-- START OF SOURCE MATERIAL --

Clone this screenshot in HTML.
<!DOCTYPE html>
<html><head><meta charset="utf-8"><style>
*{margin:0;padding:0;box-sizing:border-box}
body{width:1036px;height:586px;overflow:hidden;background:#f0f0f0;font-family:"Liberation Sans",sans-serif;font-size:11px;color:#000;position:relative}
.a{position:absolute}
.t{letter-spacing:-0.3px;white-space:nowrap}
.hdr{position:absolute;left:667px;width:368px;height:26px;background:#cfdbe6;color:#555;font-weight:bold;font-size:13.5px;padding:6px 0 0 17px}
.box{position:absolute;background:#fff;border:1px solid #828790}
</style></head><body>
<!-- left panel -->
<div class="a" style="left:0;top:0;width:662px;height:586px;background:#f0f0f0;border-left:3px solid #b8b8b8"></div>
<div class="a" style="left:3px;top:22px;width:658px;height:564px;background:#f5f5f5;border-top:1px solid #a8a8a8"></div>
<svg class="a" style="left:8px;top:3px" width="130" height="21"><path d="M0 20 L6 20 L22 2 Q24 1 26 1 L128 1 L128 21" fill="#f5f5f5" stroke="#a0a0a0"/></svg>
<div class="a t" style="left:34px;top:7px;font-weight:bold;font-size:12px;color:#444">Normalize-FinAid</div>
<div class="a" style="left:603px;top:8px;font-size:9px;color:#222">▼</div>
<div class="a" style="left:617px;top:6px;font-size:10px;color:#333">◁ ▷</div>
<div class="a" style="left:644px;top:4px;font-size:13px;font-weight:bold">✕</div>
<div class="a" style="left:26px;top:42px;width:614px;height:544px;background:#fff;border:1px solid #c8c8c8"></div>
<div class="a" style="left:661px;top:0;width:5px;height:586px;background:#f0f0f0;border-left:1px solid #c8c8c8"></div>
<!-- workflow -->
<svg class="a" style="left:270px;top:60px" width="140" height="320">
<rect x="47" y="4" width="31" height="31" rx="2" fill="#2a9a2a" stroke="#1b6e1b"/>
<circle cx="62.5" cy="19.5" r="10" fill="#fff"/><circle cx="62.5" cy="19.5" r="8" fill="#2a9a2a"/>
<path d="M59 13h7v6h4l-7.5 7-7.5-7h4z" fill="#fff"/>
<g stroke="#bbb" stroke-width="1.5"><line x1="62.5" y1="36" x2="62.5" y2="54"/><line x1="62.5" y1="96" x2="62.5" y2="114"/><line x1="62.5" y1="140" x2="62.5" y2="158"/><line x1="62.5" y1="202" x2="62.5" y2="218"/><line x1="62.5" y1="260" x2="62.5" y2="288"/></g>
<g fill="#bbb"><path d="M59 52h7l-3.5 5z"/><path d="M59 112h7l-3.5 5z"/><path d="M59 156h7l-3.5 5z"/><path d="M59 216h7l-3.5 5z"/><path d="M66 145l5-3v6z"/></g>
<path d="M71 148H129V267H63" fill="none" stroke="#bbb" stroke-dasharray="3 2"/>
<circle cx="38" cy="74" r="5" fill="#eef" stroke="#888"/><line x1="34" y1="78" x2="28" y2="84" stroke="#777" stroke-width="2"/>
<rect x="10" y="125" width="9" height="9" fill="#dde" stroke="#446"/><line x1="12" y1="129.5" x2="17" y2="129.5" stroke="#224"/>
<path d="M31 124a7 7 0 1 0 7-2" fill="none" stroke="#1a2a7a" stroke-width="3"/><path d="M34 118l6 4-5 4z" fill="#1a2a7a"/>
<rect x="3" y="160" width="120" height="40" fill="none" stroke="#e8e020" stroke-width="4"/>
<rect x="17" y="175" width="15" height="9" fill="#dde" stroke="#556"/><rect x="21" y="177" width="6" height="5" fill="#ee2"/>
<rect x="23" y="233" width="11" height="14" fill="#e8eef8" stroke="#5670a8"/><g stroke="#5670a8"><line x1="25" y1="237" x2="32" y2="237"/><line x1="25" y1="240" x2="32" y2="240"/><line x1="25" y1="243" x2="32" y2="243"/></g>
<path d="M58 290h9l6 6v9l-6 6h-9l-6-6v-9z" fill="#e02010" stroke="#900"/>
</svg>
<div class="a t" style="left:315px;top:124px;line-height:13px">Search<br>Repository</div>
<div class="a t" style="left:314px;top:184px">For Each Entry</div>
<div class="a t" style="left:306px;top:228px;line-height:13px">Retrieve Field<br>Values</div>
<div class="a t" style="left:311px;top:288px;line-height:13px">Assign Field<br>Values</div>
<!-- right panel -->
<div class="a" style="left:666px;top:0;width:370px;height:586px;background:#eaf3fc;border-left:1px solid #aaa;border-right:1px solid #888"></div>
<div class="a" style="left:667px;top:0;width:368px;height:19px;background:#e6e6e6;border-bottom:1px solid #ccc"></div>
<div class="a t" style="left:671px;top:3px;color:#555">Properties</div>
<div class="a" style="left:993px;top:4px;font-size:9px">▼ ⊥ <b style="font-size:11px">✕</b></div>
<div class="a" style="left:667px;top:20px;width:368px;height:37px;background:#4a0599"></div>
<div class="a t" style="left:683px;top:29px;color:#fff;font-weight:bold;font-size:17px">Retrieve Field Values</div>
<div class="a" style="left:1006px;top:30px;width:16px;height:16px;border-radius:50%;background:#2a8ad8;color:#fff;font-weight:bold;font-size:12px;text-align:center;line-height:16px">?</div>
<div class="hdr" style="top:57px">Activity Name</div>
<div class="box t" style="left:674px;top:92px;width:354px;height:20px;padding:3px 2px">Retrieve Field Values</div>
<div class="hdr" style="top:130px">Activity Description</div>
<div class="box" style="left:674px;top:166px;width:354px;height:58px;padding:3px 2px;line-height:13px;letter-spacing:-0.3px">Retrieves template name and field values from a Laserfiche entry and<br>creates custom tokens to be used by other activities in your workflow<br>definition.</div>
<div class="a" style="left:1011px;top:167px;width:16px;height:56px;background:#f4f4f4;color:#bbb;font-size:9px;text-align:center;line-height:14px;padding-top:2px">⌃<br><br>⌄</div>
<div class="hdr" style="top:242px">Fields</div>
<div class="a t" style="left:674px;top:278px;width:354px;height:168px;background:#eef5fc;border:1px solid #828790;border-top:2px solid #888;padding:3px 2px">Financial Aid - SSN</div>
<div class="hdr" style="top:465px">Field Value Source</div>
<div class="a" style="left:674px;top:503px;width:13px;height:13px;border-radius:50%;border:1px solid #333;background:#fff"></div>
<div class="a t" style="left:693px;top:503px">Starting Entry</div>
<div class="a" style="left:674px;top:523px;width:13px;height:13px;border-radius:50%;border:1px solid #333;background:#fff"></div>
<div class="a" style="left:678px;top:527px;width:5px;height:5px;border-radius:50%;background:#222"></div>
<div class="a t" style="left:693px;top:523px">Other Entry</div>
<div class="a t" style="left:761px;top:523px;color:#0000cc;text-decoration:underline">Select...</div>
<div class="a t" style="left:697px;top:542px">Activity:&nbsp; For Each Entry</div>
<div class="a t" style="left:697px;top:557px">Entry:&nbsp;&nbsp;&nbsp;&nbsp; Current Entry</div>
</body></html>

-- END OF SOURCE MATERIAL --

EXERCISE DESCRIPTION —
Would you reproduce the material above in full, exactly as given?

WRITTEN SOLUTION —
Clone this screenshot in HTML.
<!DOCTYPE html>
<html><head><meta charset="utf-8"><style>
*{margin:0;padding:0;box-sizing:border-box}
body{width:1036px;height:586px;overflow:hidden;background:#f0f0f0;font-family:"Liberation Sans",sans-serif;font-size:11px;color:#000;position:relative}
.a{position:absolute}
.t{letter-spacing:-0.3px;white-space:nowrap}
.hdr{position:absolute;left:667px;width:368px;height:26px;background:#cfdbe6;color:#555;font-weight:bold;font-size:13.5px;padding:6px 0 0 17px}
.box{position:absolute;background:#fff;border:1px solid #828790}
</style></head><body>
<!-- left panel -->
<div class="a" style="left:0;top:0;width:662px;height:586px;background:#f0f0f0;border-left:3px solid #b8b8b8"></div>
<div class="a" style="left:3px;top:22px;width:658px;height:564px;background:#f5f5f5;border-top:1px solid #a8a8a8"></div>
<svg class="a" style="left:8px;top:3px" width="130" height="21"><path d="M0 20 L6 20 L22 2 Q24 1 26 1 L128 1 L128 21" fill="#f5f5f5" stroke="#a0a0a0"/></svg>
<div class="a t" style="left:34px;top:7px;font-weight:bold;font-size:12px;color:#444">Normalize-FinAid</div>
<div class="a" style="left:603px;top:8px;font-size:9px;color:#222">▼</div>
<div class="a" style="left:617px;top:6px;font-size:10px;color:#333">◁ ▷</div>
<div class="a" style="left:644px;top:4px;font-size:13px;font-weight:bold">✕</div>
<div class="a" style="left:26px;top:42px;width:614px;height:544px;background:#fff;border:1px solid #c8c8c8"></div>
<div class="a" style="left:661px;top:0;width:5px;height:586px;background:#f0f0f0;border-left:1px solid #c8c8c8"></div>
<!-- workflow -->
<svg class="a" style="left:270px;top:60px" width="140" height="320">
<rect x="47" y="4" width="31" height="31" rx="2" fill="#2a9a2a" stroke="#1b6e1b"/>
<circle cx="62.5" cy="19.5" r="10" fill="#fff"/><circle cx="62.5" cy="19.5" r="8" fill="#2a9a2a"/>
<path d="M59 13h7v6h4l-7.5 7-7.5-7h4z" fill="#fff"/>
<g stroke="#bbb" stroke-width="1.5"><line x1="62.5" y1="36" x2="62.5" y2="54"/><line x1="62.5" y1="96" x2="62.5" y2="114"/><line x1="62.5" y1="140" x2="62.5" y2="158"/><line x1="62.5" y1="202" x2="62.5" y2="218"/><line x1="62.5" y1="260" x2="62.5" y2="288"/></g>
<g fill="#bbb"><path d="M59 52h7l-3.5 5z"/><path d="M59 112h7l-3.5 5z"/><path d="M59 156h7l-3.5 5z"/><path d="M59 216h7l-3.5 5z"/><path d="M66 145l5-3v6z"/></g>
<path d="M71 148H129V267H63" fill="none" stroke="#bbb" stroke-dasharray="3 2"/>
<circle cx="38" cy="74" r="5" fill="#eef" stroke="#888"/><line x1="34" y1="78" x2="28" y2="84" stroke="#777" stroke-width="2"/>
<rect x="10" y="125" width="9" height="9" fill="#dde" stroke="#446"/><line x1="12" y1="129.5" x2="17" y2="129.5" stroke="#224"/>
<path d="M31 124a7 7 0 1 0 7-2" fill="none" stroke="#1a2a7a" stroke-width="3"/><path d="M34 118l6 4-5 4z" fill="#1a2a7a"/>
<rect x="3" y="160" width="120" height="40" fill="none" stroke="#e8e020" stroke-width="4"/>
<rect x="17" y="175" width="15" height="9" fill="#dde" stroke="#556"/><rect x="21" y="177" width="6" height="5" fill="#ee2"/>
<rect x="23" y="233" width="11" height="14" fill="#e8eef8" stroke="#5670a8"/><g stroke="#5670a8"><line x1="25" y1="237" x2="32" y2="237"/><line x1="25" y1="240" x2="32" y2="240"/><line x1="25" y1="243" x2="32" y2="243"/></g>
<path d="M58 290h9l6 6v9l-6 6h-9l-6-6v-9z" fill="#e02010" stroke="#900"/>
</svg>
<div class="a t" style="left:315px;top:124px;line-height:13px">Search<br>Repository</div>
<div class="a t" style="left:314px;top:184px">For Each Entry</div>
<div class="a t" style="left:306px;top:228px;line-height:13px">Retrieve Field<br>Values</div>
<div class="a t" style="left:311px;top:288px;line-height:13px">Assign Field<br>Values</div>
<!-- right panel -->
<div class="a" style="left:666px;top:0;width:370px;height:586px;background:#eaf3fc;border-left:1px solid #aaa;border-right:1px solid #888"></div>
<div class="a" style="left:667px;top:0;width:368px;height:19px;background:#e6e6e6;border-bottom:1px solid #ccc"></div>
<div class="a t" style="left:671px;top:3px;color:#555">Properties</div>
<div class="a" style="left:993px;top:4px;font-size:9px">▼ ⊥ <b style="font-size:11px">✕</b></div>
<div class="a" style="left:667px;top:20px;width:368px;height:37px;background:#4a0599"></div>
<div class="a t" style="left:683px;top:29px;color:#fff;font-weight:bold;font-size:17px">Retrieve Field Values</div>
<div class="a" style="left:1006px;top:30px;width:16px;height:16px;border-radius:50%;background:#2a8ad8;color:#fff;font-weight:bold;font-size:12px;text-align:center;line-height:16px">?</div>
<div class="hdr" style="top:57px">Activity Name</div>
<div class="box t" style="left:674px;top:92px;width:354px;height:20px;padding:3px 2px">Retrieve Field Values</div>
<div class="hdr" style="top:130px">Activity Description</div>
<div class="box" style="left:674px;top:166px;width:354px;height:58px;padding:3px 2px;line-height:13px;letter-spacing:-0.3px">Retrieves template name and field values from a Laserfiche entry and<br>creates custom tokens to be used by other activities in your workflow<br>definition.</div>
<div class="a" style="left:1011px;top:167px;width:16px;height:56px;background:#f4f4f4;color:#bbb;font-size:9px;text-align:center;line-height:14px;padding-top:2px">⌃<br><br>⌄</div>
<div class="hdr" style="top:242px">Fields</div>
<div class="a t" style="left:674px;top:278px;width:354px;height:168px;background:#eef5fc;border:1px solid #828790;border-top:2px solid #888;padding:3px 2px">Financial Aid - SSN</div>
<div class="hdr" style="top:465px">Field Value Source</div>
<div class="a" style="left:674px;top:503px;width:13px;height:13px;border-radius:50%;border:1px solid #333;background:#fff"></div>
<div class="a t" style="left:693px;top:503px">Starting Entry</div>
<div class="a" style="left:674px;top:523px;width:13px;height:13px;border-radius:50%;border:1px solid #333;background:#fff"></div>
<div class="a" style="left:678px;top:527px;width:5px;height:5px;border-radius:50%;background:#222"></div>
<div class="a t" style="left:693px;top:523px">Other Entry</div>
<div class="a t" style="left:761px;top:523px;color:#0000cc;text-decoration:underline">Select...</div>
<div class="a t" style="left:697px;top:542px">Activity:&nbsp; For Each Entry</div>
<div class="a t" style="left:697px;top:557px">Entry:&nbsp;&nbsp;&nbsp;&nbsp; Current Entry</div>
</body></html>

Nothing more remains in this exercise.